(NaturalNews) Australian researchers have identified a clear link between vitamin D deficiency and inhibited lung function. Published in the American Thoracic Society's American Journal of Respiratory and Critical Care Medicine, the new study reveals that inadequate circulating blood levels of vitamin D are responsible for both altered lung structure and decreased lung function.
Dr. Graeme Zosky, a research fellow at the Telethon Institute for Child Health Research in Subiaco, Australia, and his team compared two groups of mice, one with vitamin D deficiency and the other with normal levels. After evaluating microscopic lung tissue samples and air flow in and out of the lungs, the team determined that vitamin D deficient mice had increased airway resistance and significantly reduced lung volume compared to control mice.
"The results of this study clearly demonstrate that vitamin D deficiency alters lung growth, resulting in lower lung volume and decrements in lung function," said Zosky. "This is the first direct mechanistic evidence showing that vitamin D deficiency alters lung development, which may explain the association between obstructive lung disease and levels of vitamin D."
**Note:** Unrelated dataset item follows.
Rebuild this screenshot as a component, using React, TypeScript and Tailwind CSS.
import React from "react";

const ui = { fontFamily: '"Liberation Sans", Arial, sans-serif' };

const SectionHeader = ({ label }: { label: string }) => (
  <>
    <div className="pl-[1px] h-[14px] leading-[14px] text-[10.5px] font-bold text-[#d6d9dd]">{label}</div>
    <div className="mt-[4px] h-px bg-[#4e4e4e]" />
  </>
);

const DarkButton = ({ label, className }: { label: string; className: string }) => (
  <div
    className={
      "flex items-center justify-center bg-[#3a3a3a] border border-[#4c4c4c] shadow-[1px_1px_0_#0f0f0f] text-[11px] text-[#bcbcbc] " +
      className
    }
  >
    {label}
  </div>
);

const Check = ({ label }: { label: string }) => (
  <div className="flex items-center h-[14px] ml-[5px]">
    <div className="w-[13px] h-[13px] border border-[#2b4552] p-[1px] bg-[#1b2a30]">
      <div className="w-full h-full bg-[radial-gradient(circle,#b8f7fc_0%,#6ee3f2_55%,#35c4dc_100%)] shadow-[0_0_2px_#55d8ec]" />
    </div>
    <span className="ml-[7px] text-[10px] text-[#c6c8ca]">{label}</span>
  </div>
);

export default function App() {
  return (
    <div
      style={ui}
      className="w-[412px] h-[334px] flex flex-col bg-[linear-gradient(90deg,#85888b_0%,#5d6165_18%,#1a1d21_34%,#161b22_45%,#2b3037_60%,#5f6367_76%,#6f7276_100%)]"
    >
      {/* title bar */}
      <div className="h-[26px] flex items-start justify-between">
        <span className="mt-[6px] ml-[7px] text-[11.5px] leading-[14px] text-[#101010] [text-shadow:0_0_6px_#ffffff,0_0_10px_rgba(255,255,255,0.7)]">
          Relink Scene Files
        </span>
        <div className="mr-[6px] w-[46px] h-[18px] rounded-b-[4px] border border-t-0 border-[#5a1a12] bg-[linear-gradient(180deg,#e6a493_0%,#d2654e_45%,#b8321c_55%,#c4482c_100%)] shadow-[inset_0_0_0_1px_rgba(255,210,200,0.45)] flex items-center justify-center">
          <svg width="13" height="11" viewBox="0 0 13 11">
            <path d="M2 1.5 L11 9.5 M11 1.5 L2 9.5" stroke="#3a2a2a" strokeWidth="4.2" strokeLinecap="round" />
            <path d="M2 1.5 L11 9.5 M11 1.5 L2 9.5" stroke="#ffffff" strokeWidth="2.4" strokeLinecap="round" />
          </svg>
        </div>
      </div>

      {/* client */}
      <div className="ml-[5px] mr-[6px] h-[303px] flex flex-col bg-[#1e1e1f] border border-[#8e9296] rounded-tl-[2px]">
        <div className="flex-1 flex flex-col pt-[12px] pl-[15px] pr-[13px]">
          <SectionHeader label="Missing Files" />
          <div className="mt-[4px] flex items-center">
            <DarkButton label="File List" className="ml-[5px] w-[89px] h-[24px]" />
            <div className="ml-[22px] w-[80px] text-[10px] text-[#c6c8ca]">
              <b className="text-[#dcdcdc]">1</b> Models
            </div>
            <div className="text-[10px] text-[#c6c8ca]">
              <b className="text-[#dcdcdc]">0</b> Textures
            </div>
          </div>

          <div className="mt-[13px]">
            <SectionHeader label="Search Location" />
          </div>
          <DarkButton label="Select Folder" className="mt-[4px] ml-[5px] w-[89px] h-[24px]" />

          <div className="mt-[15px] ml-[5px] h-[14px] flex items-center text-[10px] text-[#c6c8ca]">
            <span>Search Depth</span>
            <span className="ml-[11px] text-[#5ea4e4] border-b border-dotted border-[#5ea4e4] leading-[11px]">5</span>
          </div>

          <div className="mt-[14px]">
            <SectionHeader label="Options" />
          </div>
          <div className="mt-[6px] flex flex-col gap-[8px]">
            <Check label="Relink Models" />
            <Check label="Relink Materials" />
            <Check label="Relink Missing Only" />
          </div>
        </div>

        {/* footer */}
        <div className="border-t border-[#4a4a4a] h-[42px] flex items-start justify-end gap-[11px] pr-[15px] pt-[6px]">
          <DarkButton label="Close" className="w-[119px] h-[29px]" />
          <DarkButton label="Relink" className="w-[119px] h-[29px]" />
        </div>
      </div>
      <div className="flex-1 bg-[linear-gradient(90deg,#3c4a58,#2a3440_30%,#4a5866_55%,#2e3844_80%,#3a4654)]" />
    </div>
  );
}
Besides causing reduced functionality of the lungs, vitamin D deficiency is also linked to reduced overall lung size, based on the study findings. Researchers, however, say further investigation is necessary to determine if smaller lungs came from the subjects' own deficiency, or their parents' deficiency.
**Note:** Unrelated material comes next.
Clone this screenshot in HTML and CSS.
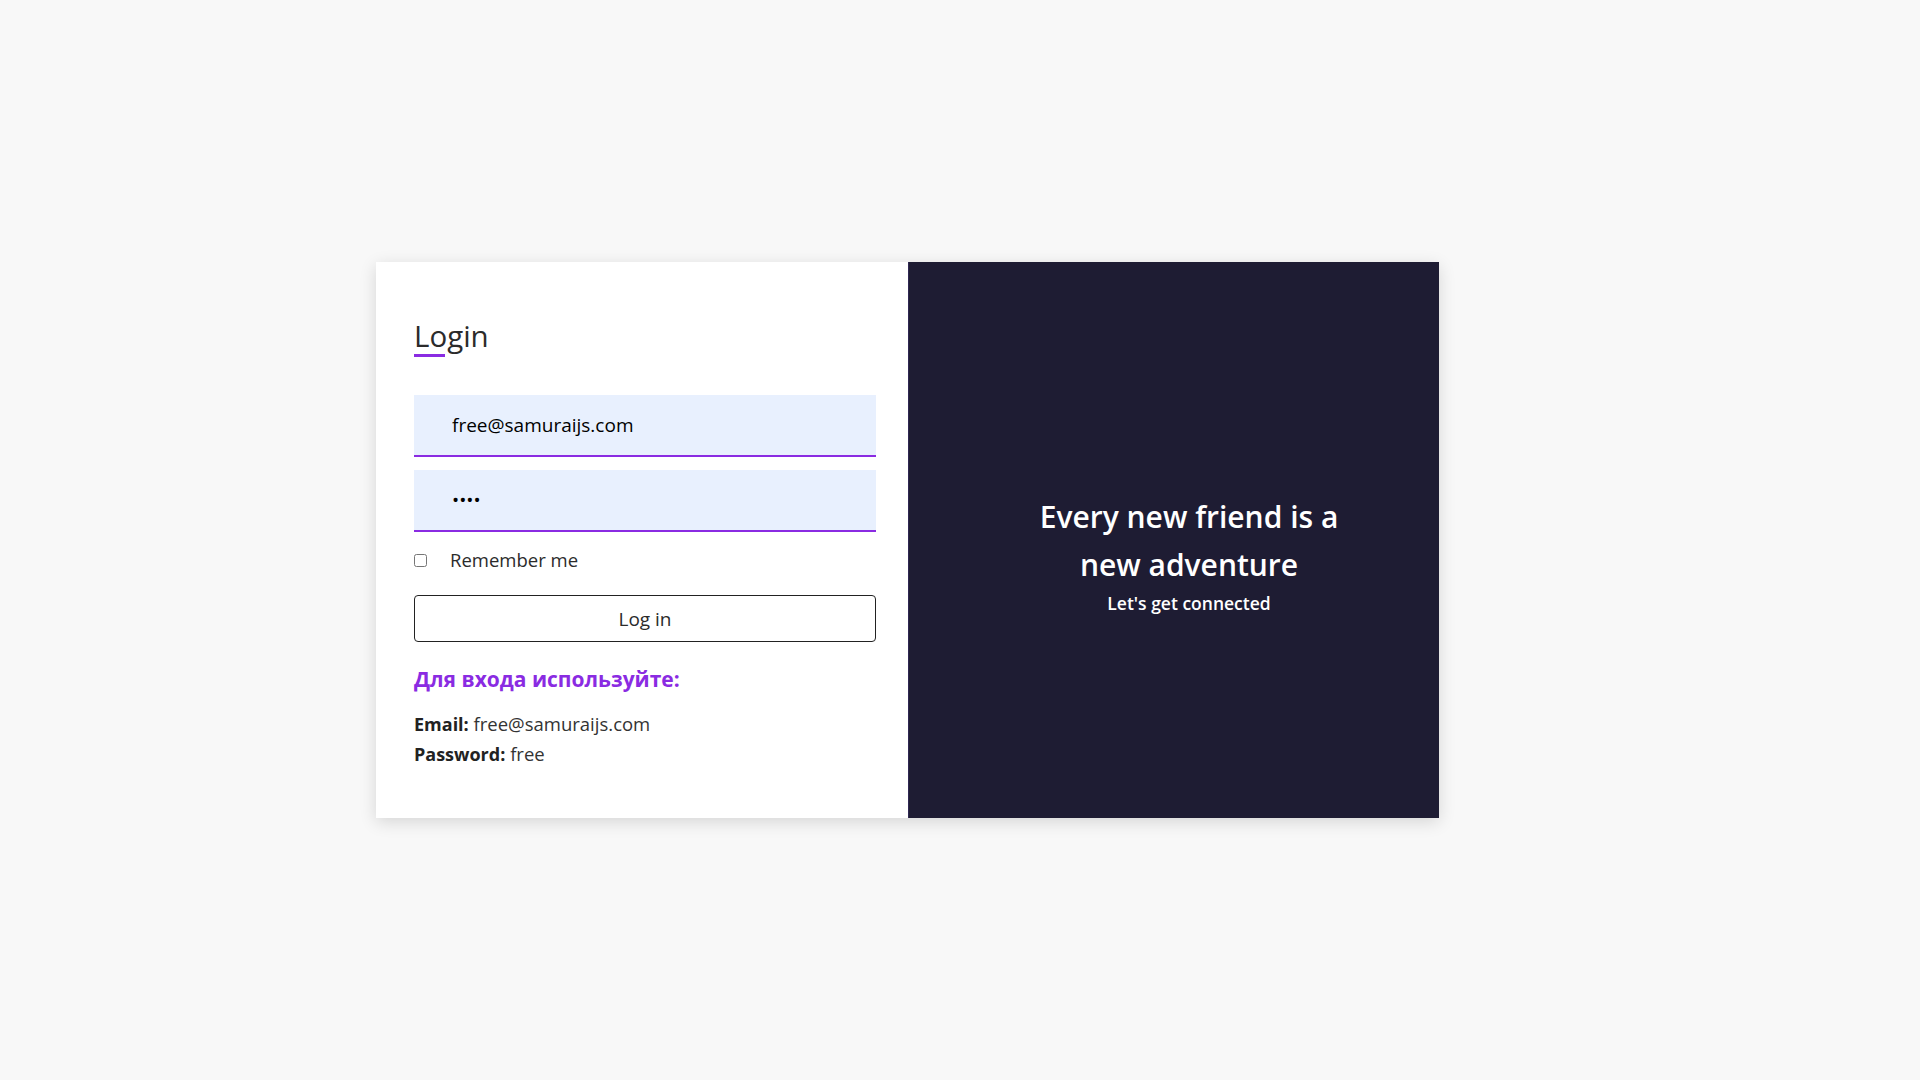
FILE: index.html
```html
<!DOCTYPE html>
<html lang="en">
<head>
<meta charset="utf-8">
<title>Login</title>
<link rel="stylesheet" href="styles.css">
</head>
<body>
<div class="page">
  <div class="container">
    <div class="card">
      <div class="form-side">
        <h1 class="title">Login</h1>
        <div class="title-bar"></div>
        <form class="form">
          <input class="field" type="text" value="free@samuraijs.com">
          <input class="field" type="password" value="free">
          <label class="remember"><input class="check" type="checkbox"><span>Remember me</span></label>
          <button class="btn" type="button">Log in</button>
        </form>
        <h3 class="hint-title">Для входа используйте:</h3>
        <p class="hint"><b>Email:</b> free@samuraijs.com</p>
        <p class="hint"><b>Password:</b> free</p>
      </div>
      <div class="promo-side">
        <h2 class="promo-title">Every new friend is a new adventure</h2>
        <p class="promo-sub">Let's get connected</p>
      </div>
    </div>
  </div>
</div>
</body>
</html>
```

FILE: styles.css
```css
* { box-sizing: border-box; }
html, body { margin: 0; padding: 0; }
body {
  background: #f8f8f8;
  font-family: "Open Sans", "Noto Sans", sans-serif;
  color: #333;
}
.page {
  min-height: 100vh;
  display: flex;
  align-items: center;
  justify-content: center;
}
.container { width: 1168px; }
.card {
  width: 1063px;
  display: flex;
  background: #fff;
  box-shadow: 0 4px 16px rgba(0,0,0,0.14);
}
.form-side {
  flex: 0 0 532px;
  padding: 56px 32px 49px 38px;
}
.title {
  margin: 0;
  font-size: 29.5px;
  line-height: 36px;
  font-weight: 400;
  color: #2b2b2b;
}
.title-bar {
  width: 31px;
  height: 3px;
  background: #8a2be2;
}
.form { display: flex; flex-direction: column; margin-top: 38px; }
.field {
  height: 62px;
  width: 100%;
  border: none;
  border-bottom: 2px solid #8a2be2;
  background: #e8f0fe;
  padding: 0 0 0 38px;
  font-family: inherit;
  font-size: 19px;
  color: #000;
  outline: none;
}
.field + .field { margin-top: 13px; }
.remember {
  display: flex;
  align-items: center;
  height: 24px;
  margin-top: 16px;
  font-size: 18.5px;
  line-height: 24px;
  color: #2b2b2b;
}
.check { width: 13px; height: 13px; margin: 0 23px 0 0; }
.btn {
  margin-top: 23px;
  height: 47px;
  width: 100%;
  background: #fff;
  border: 1px solid #222;
  border-radius: 4px;
  font-family: inherit;
  font-size: 19px;
  color: #2b2b2b;
}
.hint-title {
  margin: 23px 0 16px;
  font-size: 21px;
  line-height: 28px;
  font-weight: 700;
  color: #8a2be2;
}
.hint { margin: 0; font-size: 18.5px; line-height: 30px; color: #333; }
.hint b { color: #222; font-size: 18px; }
.promo-side {
  flex: 1;
  background: #1e1c33;
  border-left: 1px solid #2f2752;
  color: #fff;
  display: flex;
  flex-direction: column;
  align-items: center;
  justify-content: center;
  padding: 27px 0 0 30px;
  text-align: center;
}
.promo-title {
  margin: 0;
  max-width: 340px;
  font-size: 30px;
  line-height: 48px;
  font-weight: 600;
}
.promo-sub { margin: 2px 0 0; font-size: 17.5px; line-height: 24px; font-weight: 600; }
```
"The differences we observed in lung volume and lung mechanics, which were substantial and physiologically relevant, raise serious concerns regarding the increased prevalence of vitamin D deficiency in communities around the world," added Zosky. "The results also raise concerns about the potential this deficiency may have on lung health, and in particular, the potential impact deficiency may have on the susceptibility to obstructive lung disease."